▸ **WHAT IS EXPECTED**: Transcribe the material in full, exactly as written.

▸ **GIVEN MATERIAL**:
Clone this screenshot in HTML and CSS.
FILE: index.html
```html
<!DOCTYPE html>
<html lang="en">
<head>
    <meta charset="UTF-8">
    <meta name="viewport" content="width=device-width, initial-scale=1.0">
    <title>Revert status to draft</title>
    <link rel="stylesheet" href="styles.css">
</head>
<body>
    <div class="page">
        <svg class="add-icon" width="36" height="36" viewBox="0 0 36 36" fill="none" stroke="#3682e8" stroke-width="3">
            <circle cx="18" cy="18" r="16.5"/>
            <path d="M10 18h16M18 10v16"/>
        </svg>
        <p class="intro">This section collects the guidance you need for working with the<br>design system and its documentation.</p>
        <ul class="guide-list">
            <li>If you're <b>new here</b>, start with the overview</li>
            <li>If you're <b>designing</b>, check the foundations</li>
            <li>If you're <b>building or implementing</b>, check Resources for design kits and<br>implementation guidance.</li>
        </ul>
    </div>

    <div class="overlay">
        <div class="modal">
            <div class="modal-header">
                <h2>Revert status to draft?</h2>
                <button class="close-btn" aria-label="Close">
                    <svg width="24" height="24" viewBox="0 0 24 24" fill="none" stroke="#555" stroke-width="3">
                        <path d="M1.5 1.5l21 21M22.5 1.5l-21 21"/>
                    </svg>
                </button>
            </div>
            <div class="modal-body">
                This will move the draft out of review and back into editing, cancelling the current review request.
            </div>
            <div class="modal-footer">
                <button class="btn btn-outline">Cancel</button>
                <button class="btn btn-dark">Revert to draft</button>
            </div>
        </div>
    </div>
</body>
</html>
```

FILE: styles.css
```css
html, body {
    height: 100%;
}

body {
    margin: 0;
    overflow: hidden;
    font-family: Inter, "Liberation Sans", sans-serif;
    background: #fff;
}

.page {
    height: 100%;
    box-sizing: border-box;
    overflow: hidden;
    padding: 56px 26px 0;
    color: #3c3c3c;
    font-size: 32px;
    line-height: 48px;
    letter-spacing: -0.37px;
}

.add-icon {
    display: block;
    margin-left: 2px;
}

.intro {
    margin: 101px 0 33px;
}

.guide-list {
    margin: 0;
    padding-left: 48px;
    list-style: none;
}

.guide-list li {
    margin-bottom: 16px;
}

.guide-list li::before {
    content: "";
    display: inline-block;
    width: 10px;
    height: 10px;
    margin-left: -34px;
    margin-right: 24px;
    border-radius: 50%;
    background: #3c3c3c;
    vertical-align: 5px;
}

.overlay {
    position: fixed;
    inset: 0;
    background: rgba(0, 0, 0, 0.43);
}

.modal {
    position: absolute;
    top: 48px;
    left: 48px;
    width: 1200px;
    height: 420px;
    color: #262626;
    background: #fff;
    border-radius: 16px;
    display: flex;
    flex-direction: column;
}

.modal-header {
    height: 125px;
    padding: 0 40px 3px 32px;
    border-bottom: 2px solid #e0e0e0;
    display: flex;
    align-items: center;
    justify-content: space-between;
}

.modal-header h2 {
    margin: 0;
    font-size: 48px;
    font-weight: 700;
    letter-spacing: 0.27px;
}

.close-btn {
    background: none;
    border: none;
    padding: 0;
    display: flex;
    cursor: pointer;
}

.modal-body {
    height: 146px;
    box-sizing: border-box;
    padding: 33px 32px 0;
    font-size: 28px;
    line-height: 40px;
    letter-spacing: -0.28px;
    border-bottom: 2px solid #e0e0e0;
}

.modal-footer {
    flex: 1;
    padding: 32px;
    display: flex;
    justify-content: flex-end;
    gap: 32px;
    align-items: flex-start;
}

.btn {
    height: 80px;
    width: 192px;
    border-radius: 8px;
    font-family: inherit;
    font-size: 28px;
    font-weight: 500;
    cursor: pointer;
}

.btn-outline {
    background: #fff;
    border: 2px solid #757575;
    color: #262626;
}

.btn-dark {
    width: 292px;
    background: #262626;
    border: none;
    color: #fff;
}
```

▸ **COMPLETED TASK**:
Clone this screenshot in HTML and CSS.
FILE: index.html
```html
<!DOCTYPE html>
<html lang="en">
<head>
    <meta charset="UTF-8">
    <meta name="viewport" content="width=device-width, initial-scale=1.0">
    <title>Revert status to draft</title>
    <link rel="stylesheet" href="styles.css">
</head>
<body>
    <div class="page">
        <svg class="add-icon" width="36" height="36" viewBox="0 0 36 36" fill="none" stroke="#3682e8" stroke-width="3">
            <circle cx="18" cy="18" r="16.5"/>
            <path d="M10 18h16M18 10v16"/>
        </svg>
        <p class="intro">This section collects the guidance you need for working with the<br>design system and its documentation.</p>
        <ul class="guide-list">
            <li>If you're <b>new here</b>, start with the overview</li>
            <li>If you're <b>designing</b>, check the foundations</li>
            <li>If you're <b>building or implementing</b>, check Resources for design kits and<br>implementation guidance.</li>
        </ul>
    </div>

    <div class="overlay">
        <div class="modal">
            <div class="modal-header">
                <h2>Revert status to draft?</h2>
                <button class="close-btn" aria-label="Close">
                    <svg width="24" height="24" viewBox="0 0 24 24" fill="none" stroke="#555" stroke-width="3">
                        <path d="M1.5 1.5l21 21M22.5 1.5l-21 21"/>
                    </svg>
                </button>
            </div>
            <div class="modal-body">
                This will move the draft out of review and back into editing, cancelling the current review request.
            </div>
            <div class="modal-footer">
                <button class="btn btn-outline">Cancel</button>
                <button class="btn btn-dark">Revert to draft</button>
            </div>
        </div>
    </div>
</body>
</html>
```

FILE: styles.css
```css
html, body {
    height: 100%;
}

body {
    margin: 0;
    overflow: hidden;
    font-family: Inter, "Liberation Sans", sans-serif;
    background: #fff;
}

.page {
    height: 100%;
    box-sizing: border-box;
    overflow: hidden;
    padding: 56px 26px 0;
    color: #3c3c3c;
    font-size: 32px;
    line-height: 48px;
    letter-spacing: -0.37px;
}

.add-icon {
    display: block;
    margin-left: 2px;
}

.intro {
    margin: 101px 0 33px;
}

.guide-list {
    margin: 0;
    padding-left: 48px;
    list-style: none;
}

.guide-list li {
    margin-bottom: 16px;
}

.guide-list li::before {
    content: "";
    display: inline-block;
    width: 10px;
    height: 10px;
    margin-left: -34px;
    margin-right: 24px;
    border-radius: 50%;
    background: #3c3c3c;
    vertical-align: 5px;
}

.overlay {
    position: fixed;
    inset: 0;
    background: rgba(0, 0, 0, 0.43);
}

.modal {
    position: absolute;
    top: 48px;
    left: 48px;
    width: 1200px;
    height: 420px;
    color: #262626;
    background: #fff;
    border-radius: 16px;
    display: flex;
    flex-direction: column;
}

.modal-header {
    height: 125px;
    padding: 0 40px 3px 32px;
    border-bottom: 2px solid #e0e0e0;
    display: flex;
    align-items: center;
    justify-content: space-between;
}

.modal-header h2 {
    margin: 0;
    font-size: 48px;
    font-weight: 700;
    letter-spacing: 0.27px;
}

.close-btn {
    background: none;
    border: none;
    padding: 0;
    display: flex;
    cursor: pointer;
}

.modal-body {
    height: 146px;
    box-sizing: border-box;
    padding: 33px 32px 0;
    font-size: 28px;
    line-height: 40px;
    letter-spacing: -0.28px;
    border-bottom: 2px solid #e0e0e0;
}

.modal-footer {
    flex: 1;
    padding: 32px;
    display: flex;
    justify-content: flex-end;
    gap: 32px;
    align-items: flex-start;
}

.btn {
    height: 80px;
    width: 192px;
    border-radius: 8px;
    font-family: inherit;
    font-size: 28px;
    font-weight: 500;
    cursor: pointer;
}

.btn-outline {
    background: #fff;
    border: 2px solid #757575;
    color: #262626;
}

.btn-dark {
    width: 292px;
    background: #262626;
    border: none;
    color: #fff;
}
```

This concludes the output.